(Rows from a dataset of pages and code)

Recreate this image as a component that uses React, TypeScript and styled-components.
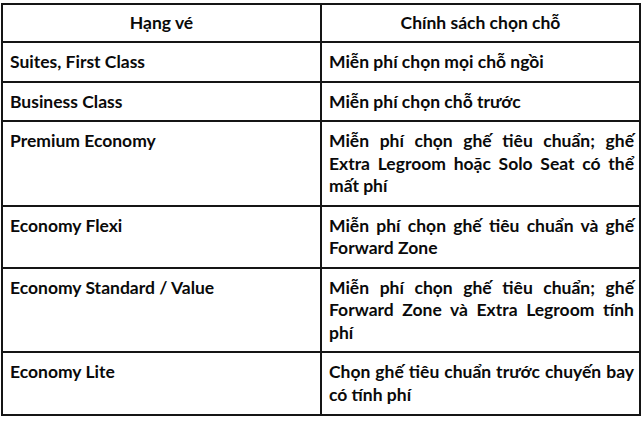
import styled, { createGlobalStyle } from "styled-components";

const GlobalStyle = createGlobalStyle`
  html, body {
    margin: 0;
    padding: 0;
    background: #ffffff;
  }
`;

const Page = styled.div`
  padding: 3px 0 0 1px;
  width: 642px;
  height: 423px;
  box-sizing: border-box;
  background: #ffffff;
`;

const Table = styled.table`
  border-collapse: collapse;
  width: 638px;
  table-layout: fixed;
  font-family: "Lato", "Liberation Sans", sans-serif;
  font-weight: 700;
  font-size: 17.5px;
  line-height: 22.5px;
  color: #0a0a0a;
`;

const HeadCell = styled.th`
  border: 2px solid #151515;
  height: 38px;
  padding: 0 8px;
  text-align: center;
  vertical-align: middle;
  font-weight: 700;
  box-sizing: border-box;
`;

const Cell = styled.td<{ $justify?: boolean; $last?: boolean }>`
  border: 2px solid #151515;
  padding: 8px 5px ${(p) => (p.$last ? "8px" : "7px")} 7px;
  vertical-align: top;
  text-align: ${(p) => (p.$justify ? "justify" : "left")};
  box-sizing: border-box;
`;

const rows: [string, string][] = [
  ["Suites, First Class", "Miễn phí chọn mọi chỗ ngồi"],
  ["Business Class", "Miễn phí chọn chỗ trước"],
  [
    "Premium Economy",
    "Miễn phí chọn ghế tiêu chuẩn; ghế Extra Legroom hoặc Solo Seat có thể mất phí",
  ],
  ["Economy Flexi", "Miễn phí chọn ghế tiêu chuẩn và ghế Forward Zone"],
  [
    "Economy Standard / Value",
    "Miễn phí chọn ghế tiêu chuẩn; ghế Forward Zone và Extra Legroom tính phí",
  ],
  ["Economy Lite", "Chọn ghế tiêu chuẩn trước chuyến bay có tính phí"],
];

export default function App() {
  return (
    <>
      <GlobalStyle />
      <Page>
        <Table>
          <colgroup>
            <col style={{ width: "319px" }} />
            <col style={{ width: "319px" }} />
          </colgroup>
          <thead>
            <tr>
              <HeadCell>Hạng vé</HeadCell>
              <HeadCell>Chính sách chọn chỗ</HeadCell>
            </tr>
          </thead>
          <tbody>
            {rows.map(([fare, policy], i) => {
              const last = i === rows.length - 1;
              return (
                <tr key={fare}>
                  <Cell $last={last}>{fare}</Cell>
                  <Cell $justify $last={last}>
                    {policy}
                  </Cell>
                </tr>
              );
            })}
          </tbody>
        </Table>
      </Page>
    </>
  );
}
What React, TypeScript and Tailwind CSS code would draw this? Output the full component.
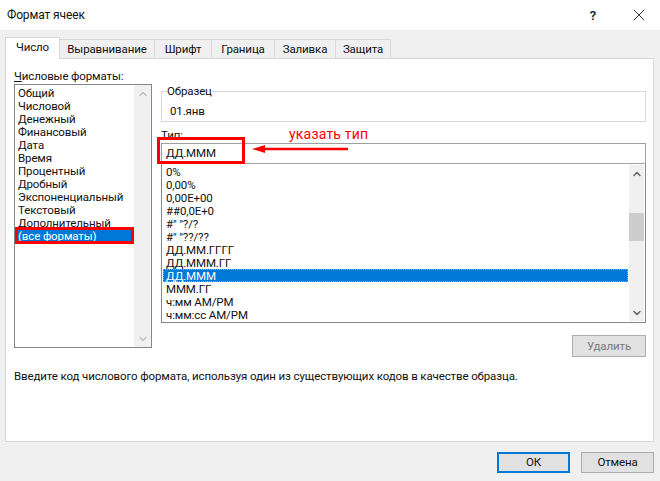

* _Exercise_: Repeat the data in full and exactly. Omit pictures.

* _Expected answer_:
Recreate this image as a component that uses React, TypeScript and styled-components.
import styled, { createGlobalStyle } from "styled-components";

const GlobalStyle = createGlobalStyle`
  html, body {
    margin: 0;
    padding: 0;
    background: #ffffff;
  }
`;

const Page = styled.div`
  padding: 3px 0 0 1px;
  width: 642px;
  height: 423px;
  box-sizing: border-box;
  background: #ffffff;
`;

const Table = styled.table`
  border-collapse: collapse;
  width: 638px;
  table-layout: fixed;
  font-family: "Lato", "Liberation Sans", sans-serif;
  font-weight: 700;
  font-size: 17.5px;
  line-height: 22.5px;
  color: #0a0a0a;
`;

const HeadCell = styled.th`
  border: 2px solid #151515;
  height: 38px;
  padding: 0 8px;
  text-align: center;
  vertical-align: middle;
  font-weight: 700;
  box-sizing: border-box;
`;

const Cell = styled.td<{ $justify?: boolean; $last?: boolean }>`
  border: 2px solid #151515;
  padding: 8px 5px ${(p) => (p.$last ? "8px" : "7px")} 7px;
  vertical-align: top;
  text-align: ${(p) => (p.$justify ? "justify" : "left")};
  box-sizing: border-box;
`;

const rows: [string, string][] = [
  ["Suites, First Class", "Miễn phí chọn mọi chỗ ngồi"],
  ["Business Class", "Miễn phí chọn chỗ trước"],
  [
    "Premium Economy",
    "Miễn phí chọn ghế tiêu chuẩn; ghế Extra Legroom hoặc Solo Seat có thể mất phí",
  ],
  ["Economy Flexi", "Miễn phí chọn ghế tiêu chuẩn và ghế Forward Zone"],
  [
    "Economy Standard / Value",
    "Miễn phí chọn ghế tiêu chuẩn; ghế Forward Zone và Extra Legroom tính phí",
  ],
  ["Economy Lite", "Chọn ghế tiêu chuẩn trước chuyến bay có tính phí"],
];

export default function App() {
  return (
    <>
      <GlobalStyle />
      <Page>
        <Table>
          <colgroup>
            <col style={{ width: "319px" }} />
            <col style={{ width: "319px" }} />
          </colgroup>
          <thead>
            <tr>
              <HeadCell>Hạng vé</HeadCell>
              <HeadCell>Chính sách chọn chỗ</HeadCell>
            </tr>
          </thead>
          <tbody>
            {rows.map(([fare, policy], i) => {
              const last = i === rows.length - 1;
              return (
                <tr key={fare}>
                  <Cell $last={last}>{fare}</Cell>
                  <Cell $justify $last={last}>
                    {policy}
                  </Cell>
                </tr>
              );
            })}
          </tbody>
        </Table>
      </Page>
    </>
  );
}
What React, TypeScript and Tailwind CSS code would draw this? Output the full component.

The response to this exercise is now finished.